An athlete is different from someone who is merely physically fit. In an athlete, the fitness is merely a means to a competitive end. I won’t deny that there are some tough individuals out there able to make themselves run lap after lap, week after week, year after year, with no carrot in front of them except their own good health. But I’ll bet there are fewer of them than people think. Most solitary exercisers are competing for something, and they know it. They are chasing the carrots of wooing potential mates, thwarting rivals for those mates, or the challenge of beating their own best performance.
But these closet athletes are probably outnumbered easily by those who play competitive sports. “Competitive” need not mean league play, either, but rather any situation where a participant can be said to win or lose. Competitive sports dangle so many carrots and flashing trinkets in front of the players that they have an impressive power to overcome the psychological resistance to physical exertion.

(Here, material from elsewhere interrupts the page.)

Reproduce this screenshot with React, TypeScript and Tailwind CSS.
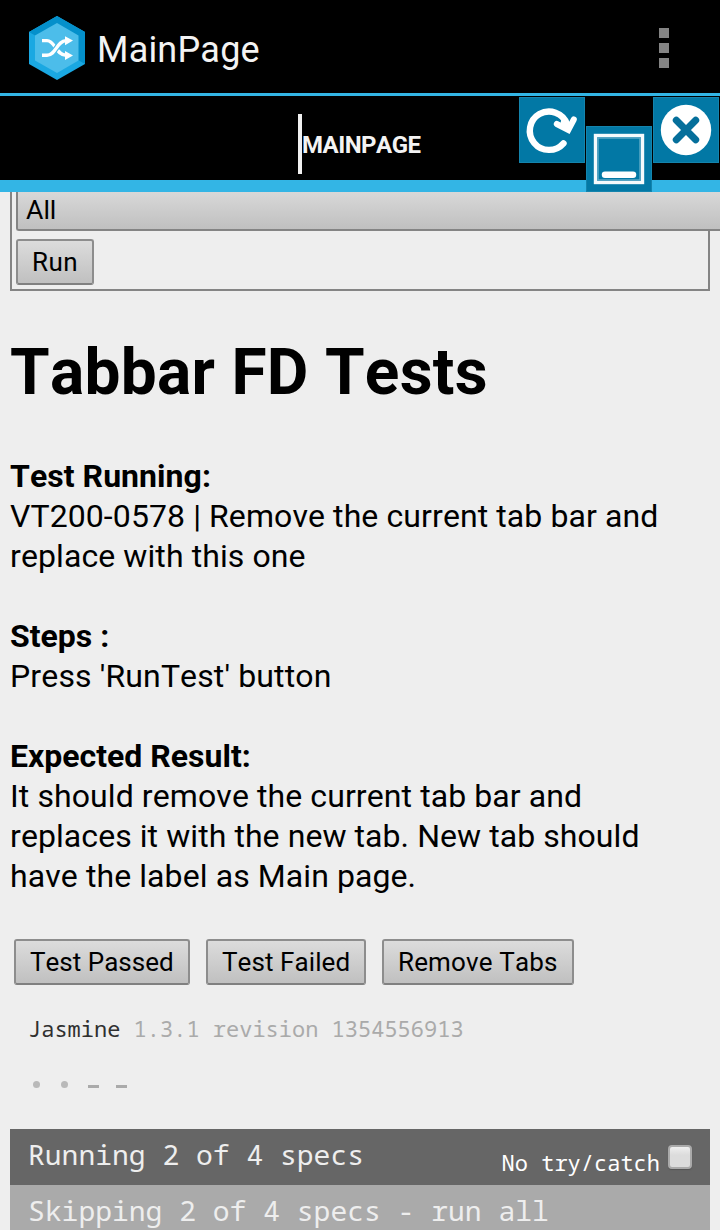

Perhaps most importantly, the player is distracted from the discomfort of exercise by the mental and emotional demands of the game. Similarly, the player wants the closure of completing each quarter, inning, lap, etc., and is unlikely to stop in the middle just because he or she is getting a little winded. Players may also be interacting heavily with other team members, an additional distraction bringing the added impulse to not let the team down by stopping short. The desire to impress one’s teammates or trounce one’s opponents even leaks out between the games, helping drive players to train independently during their free time. The player-athlete doesn’t give a hoot about physical fitness. The player-athlete just wants to excel, and win.

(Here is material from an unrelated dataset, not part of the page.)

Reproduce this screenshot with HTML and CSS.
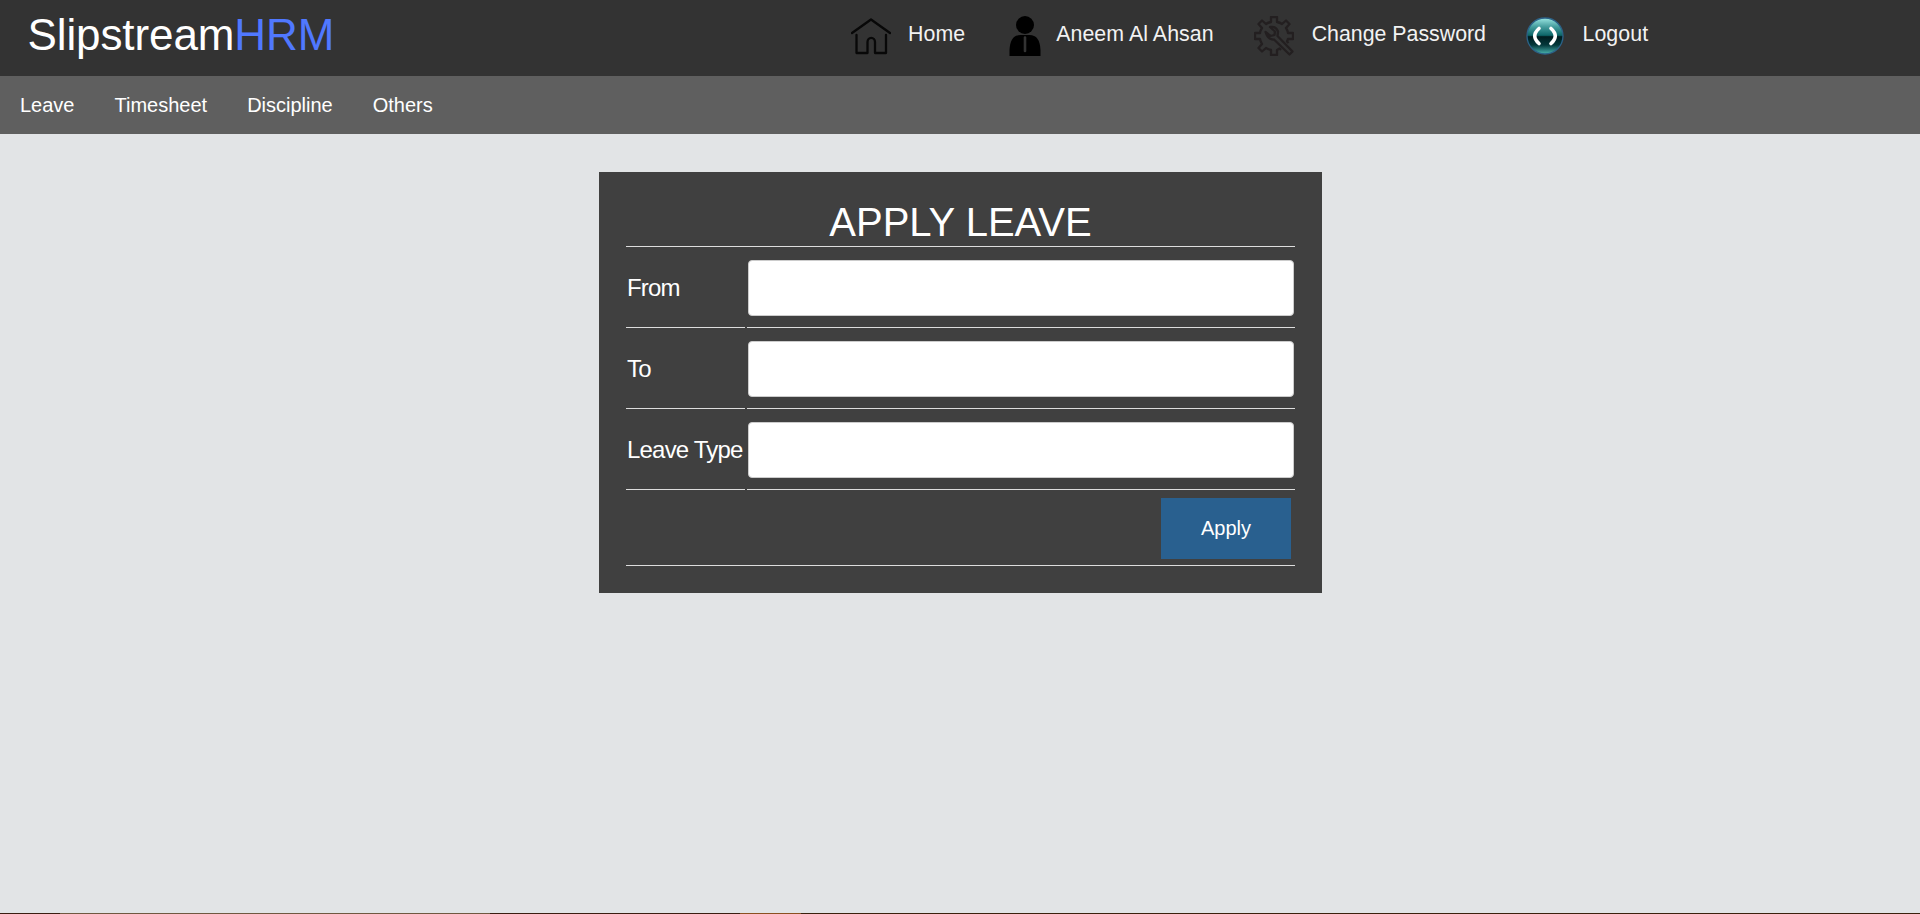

So if sports make physical fitness a non-issue, why don’t more people participate? There are plenty of logistical reasons: scheduling issues, equipment costs, facility costs, climate incompatibility. But once again, the chief impediments are psychological. People want to excel, and if they feel they will never be competitive with their peers in a sport they like, they will probably never get into it. Likewise, if they think they could be competitive only after years of training, they are unlikely to bother. And there are many who have simply been bored to tears by every sport they’ve ever been exposed to.

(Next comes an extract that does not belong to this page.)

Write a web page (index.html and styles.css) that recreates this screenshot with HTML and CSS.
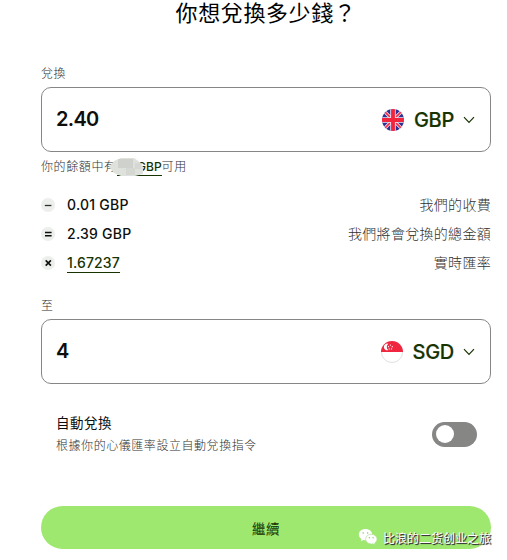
FILE: index.html
```
<!DOCTYPE html>
<html lang="zh-Hant">
<head>
  <meta charset="UTF-8" />
  <meta name="viewport" content="width=device-width, initial-scale=1.0" />
  <title>你想兌換多少錢？</title>
  <link rel="stylesheet" href="styles.css">
</head>
<body>
  <main class="convert">
    <h1>你想兌換多少錢？</h1>

    <div class="label">兌換</div>
    <div class="amount-box">
      <span class="amount">2.40</span>
      <div class="currency">
        <svg class="flag" viewBox="0 0 24 24">
          <clipPath id="round"><circle cx="12" cy="12" r="12"/></clipPath>
          <g clip-path="url(#round)">
            <rect width="24" height="24" fill="#2e3192"/>
            <path d="M2 2L22 22M22 2L2 22" stroke="#f3e6f0" stroke-width="3.6"/>
            <path d="M2 2L22 22M22 2L2 22" stroke="#ee2e4a" stroke-width="1.7"/>
            <path d="M12 0V24M0 12H24" stroke="#f3e6f0" stroke-width="6"/>
            <path d="M12 0V24M0 12H24" stroke="#f0263f" stroke-width="4.2"/>
          </g>
        </svg>
        <span>GBP</span>
        <svg class="chevron" viewBox="0 0 12 8"><path d="M1 1.2L6 6.4L11 1.2"/></svg>
      </div>
    </div>
    <div class="helper">
      <span>你的餘額中有</span><a class="balance">GBP</a><span>可用</span>
      <svg class="smudge" viewBox="0 0 38 18">
        <path d="M0 9L5 3L12 0H25L32 5L34 9V16L26 18H12L5 15Z" fill="#dfe1dd"/>
        <path d="M9 1H24V10H9Z" fill="#cfd2cc"/>
        <path d="M17 10H26V17H17ZM26 5H32V11H26Z" fill="#d5d8d2"/>
      </svg>
    </div>

    <div class="rows">
      <div class="row">
        <svg class="sign" viewBox="0 0 14 14"><circle cx="7" cy="7" r="7"/><path d="M3.8 7.5H10.4"/></svg>
        <span class="value">0.01 GBP</span>
        <span class="note">我們的收費</span>
      </div>
      <div class="row">
        <svg class="sign strong" viewBox="0 0 14 14"><circle cx="7" cy="7" r="7"/><path d="M4 5.5H10.6M4 8.7H10.6"/></svg>
        <span class="value">2.39 GBP</span>
        <span class="note">我們將會兌換的總金額</span>
      </div>
      <div class="row">
        <svg class="sign strong" viewBox="0 0 14 14"><circle cx="7" cy="7" r="7"/><path d="M4.7 4.4L9.9 9.6M9.9 4.4L4.7 9.6"/></svg>
        <span class="value"><a class="rate">1.67237</a></span>
        <span class="note">實時匯率</span>
      </div>
    </div>

    <div class="label">至</div>
    <div class="amount-box">
      <span class="amount">4</span>
      <div class="currency">
        <svg class="flag" viewBox="0 0 24 24">
          <circle cx="12" cy="12" r="11.5" fill="#fff" stroke="#dcdcdc"/>
          <path d="M0 12A12 12 0 0 1 24 12Z" fill="#f0263f"/>
          <path d="M8 3A3.7 3.7 0 1 0 8 10A4.4 4.4 0 0 1 8 3Z" fill="#fff"/>
          <g fill="#fff">
            <circle cx="10.2" cy="4.4" r=".7"/>
            <circle cx="8.2" cy="6.2" r=".7"/>
            <circle cx="12.3" cy="6.2" r=".7"/>
            <circle cx="9" cy="8.6" r=".7"/>
            <circle cx="11.5" cy="8.6" r=".7"/>
          </g>
        </svg>
        <span>SGD</span>
        <svg class="chevron" viewBox="0 0 12 8"><path d="M1 1.2L6 6.4L11 1.2"/></svg>
      </div>
    </div>

    <div class="auto">
      <div>
        <div class="auto-title">自動兌換</div>
        <div class="auto-text">根據你的心儀匯率設立自動兌換指令</div>
      </div>
      <div class="switch"><div class="knob"></div></div>
    </div>

    <button class="continue">繼續</button>
  </main>

  <div class="watermark">
    <svg class="wechat" viewBox="0 0 20 18">
      <path d="M7.5 1C3.6 1 .8 3.4 .8 6.6C.8 8.5 1.8 10 3.4 11L2.8 13.2L5.3 11.9C6 12.1 6.8 12.2 7.5 12.2C11.3 12.2 14.2 9.7 14.2 6.6C14.2 3.4 11.3 1 7.5 1Z"/>
      <path d="M13.2 6.3C10 6.3 7.6 8.4 7.6 11.1C7.6 13.8 10 15.9 13.2 15.9C13.8 15.9 14.4 15.8 15 15.7L17.2 16.8L16.7 14.9C18.2 14 19 12.7 19 11.1C19 8.4 16.4 6.3 13.2 6.3Z" stroke="#a9dc8c" stroke-width=".6"/>
      <g class="eyes">
        <circle cx="5.2" cy="5" r=".8"/>
        <circle cx="9.6" cy="5" r=".8"/>
        <circle cx="11.4" cy="9.7" r=".7"/>
        <circle cx="15.1" cy="9.7" r=".7"/>
      </g>
    </svg>
    <span lang="zh-Hans">比浪的二货创业之旅</span>
  </div>
</body>
</html>
```
FILE: styles.css
```
:root {
  --green: #9fe870;
  --dark-green: #163300;
  --ink: #0e0f0c;
  --grey: #2f312f;
}

* {
  margin: 0;
  padding: 0;
  box-sizing: border-box;
}

body {
  height: 560px;
  overflow: hidden;
  position: relative;
  background-color: #fff;
  color: var(--ink);
  font-family: Inter, "Noto Sans CJK TC", sans-serif;
}

.convert {
  width: 450px;
  margin-left: 41px;
}

h1 {
  height: 26px;
  line-height: 26px;
  font-size: 22px;
  font-weight: 400;
  letter-spacing: 0.6px;
  text-align: center;
  white-space: nowrap;
  color: #000;
}

.label {
  height: 20px;
  margin: 38px 0 3px;
  line-height: 20px;
  font-size: 12px;
  font-weight: 300;
  letter-spacing: 0.6px;
  color: var(--grey);
}

.amount-box {
  display: flex;
  align-items: center;
  justify-content: space-between;
  height: 65px;
  padding: 0 15px 0 14px;
  border: 1px solid #868685;
  border-radius: 10px;
}

.amount {
  font-size: 20px;
  font-weight: 600;
  letter-spacing: -0.7px;
  position: relative;
  top: -1px;
}

.currency {
  display: flex;
  align-items: center;
  font-size: 20px;
  font-weight: 500;
  letter-spacing: -0.3px;
  color: var(--dark-green);
}

.currency span {
  -webkit-text-stroke: 0.2px var(--dark-green);
}

.flag {
  width: 22px;
  height: 22px;
  margin-right: 10px;
}

.chevron {
  width: 12px;
  height: 8px;
  margin-left: 9px;
  fill: none;
  stroke: var(--dark-green);
  stroke-width: 1.2;
}

.helper {
  display: flex;
  align-items: center;
  position: relative;
  height: 20px;
  margin-top: 5px;
  font-size: 12px;
  font-weight: 300;
  line-height: 18px;
  letter-spacing: 0.6px;
  color: var(--grey);
}

.balance {
  width: 45px;
  height: 18px;
  border-bottom: 1px solid var(--dark-green);
  text-align: right;
  font-weight: 500;
  letter-spacing: 0;
  color: var(--dark-green);
}

.smudge {
  position: absolute;
  left: 68px;
  top: 1px;
  width: 38px;
  height: 18px;
}

.rows {
  margin-top: 13px;
}

.row {
  display: flex;
  align-items: center;
  height: 29px;
  line-height: 20px;
}

.sign {
  width: 14px;
  height: 14px;
  margin-right: 12px;
}

.sign circle {
  fill: #ecefeb;
}

.sign path {
  stroke: var(--grey);
  stroke-width: 1.3;
}

.sign.strong path {
  stroke: var(--ink);
  stroke-width: 1.6;
}

.value {
  font-size: 14px;
  font-weight: 500;
  letter-spacing: 0.25px;
}

.rate {
  display: block;
  height: 20px;
  line-height: 20px;
  border-bottom: 1px solid var(--dark-green);
  letter-spacing: 0.15px;
  color: var(--dark-green);
}

.note {
  margin-left: auto;
  font-size: 14px;
  font-weight: 300;
  letter-spacing: 0.3px;
  color: var(--grey);
}

.rows + .label {
  margin-top: 19px;
}

.auto {
  display: flex;
  align-items: center;
  justify-content: space-between;
  height: 44px;
  margin-top: 28px;
  padding: 0 14px 0 15px;
}

.auto-title {
  line-height: 22px;
  font-size: 13.5px;
  letter-spacing: 0.5px;
}

.auto-text {
  padding-top: 1px;
  line-height: 22px;
  font-size: 12px;
  font-weight: 300;
  letter-spacing: 0.55px;
  color: var(--grey);
}

.switch {
  width: 45px;
  height: 25px;
  padding: 3px 4px;
  border-radius: 13px;
  background-color: #868685;
}

.knob {
  width: 18px;
  height: 18px;
  border-radius: 50%;
  background-color: white;
}

.continue {
  display: block;
  width: 450px;
  height: 43px;
  margin-top: 50px;
  border: none;
  border-radius: 22px;
  background-color: var(--green);
  color: var(--dark-green);
  font-family: inherit;
  font-size: 13.5px;
  letter-spacing: 0.5px;
}

.watermark {
  display: flex;
  align-items: center;
  position: absolute;
  left: 358px;
  top: 527px;
  height: 20px;
  font-family: "Noto Sans CJK SC", sans-serif;
  font-size: 12px;
  white-space: nowrap;
  color: white;
  text-shadow: 1px 1px 1px #333, 1px 1px 0 #555;
}

.wechat {
  width: 20px;
  height: 18px;
  margin-right: 5px;
  fill: white;
}

.wechat .eyes {
  fill: #8fc76c;
}
```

How can technology transform those who are disinclined to sports into athletes? By creating exercise environments filled with distractive engagement and situations demanding closure; environments where any player, novice or expert, can feel competitive; environments that provide, measure and show each player their performance improvements from one day to the next.
The first example I ever recall seeing of this was an arcade game where a player seated at a stationary bike made a virtual flying machine travel from point to point on screen by pedaling. The game seem kind of slow, and I don’t think it ever caught on. But, today we have a nearly ubiquitous workout game to look at: Dance Dance Revolution (DDR), where players step, twist, and jump to the beat on a set pressure pads, as indicated by instructional symbols scrolling in time to the music. (I myself have recently become a DDR convert, but that’s a post for another day.)
DDR, especially in its home console versions, has a lot going for it as a workout device. It’s cheap, storable, and playable (indoors) regardless of the weather. It can be used solo, or with others – even online. But DDR’s biggest advantages are psychological. Mentally taxed by following the stepping instructions, the beat of the music, and the feel of the dance pad, a player is thoroughly distracted into completing whatever outrageously exhausting routine they may have signed up for in selecting a song at a given difficulty level. The game scores and cheerfully comments on each performance in real-time, pushing players on to ever higher scoring combos. After songs, players are scored and graded in ways that let them compare themselves to others or their own prior performances.
But DDR is by no means a total workout solution, and has plenty of disadvantages. Most obviously, the upper body is little-used. And, like any song or video game played solo long enough, it must ultimately become boring. More games are needed, as are more ways for these games to trick their players into gladly working themselves into a fitness frenzy. More competitive games are needed that can accommodate small or large teams of evenly matched player-athletes; more cooperative games are needed that let players work and workout together to pound zombies, terrorists, or tetrads.
I eagerly await a game that affordably and creatively brings full-body aerobic and resistance training into my living room. I suspect I will be waiting a long time. But imagine the possibilities! I want a game where dueling battlemechs charge shields with aerobic exertion while wielding heavy weapons through brute strength. I want a fantasy game where random encounters make me sweat and defeating the boss leaves me sore the next day.
I want the carrots dangling before this sweaty flesh-bag of mine to be rendered in anti-aliased high resolution, with lightning fast frame rates and no less than 64-bit color depth. Is that too much to ask?
Necessary though it may be, I, like most humans, don’t like to exercise. But I do like to play. And I love to win.
Show me a gamer, and I’ll show you an athlete.
We can build him. We have the technology.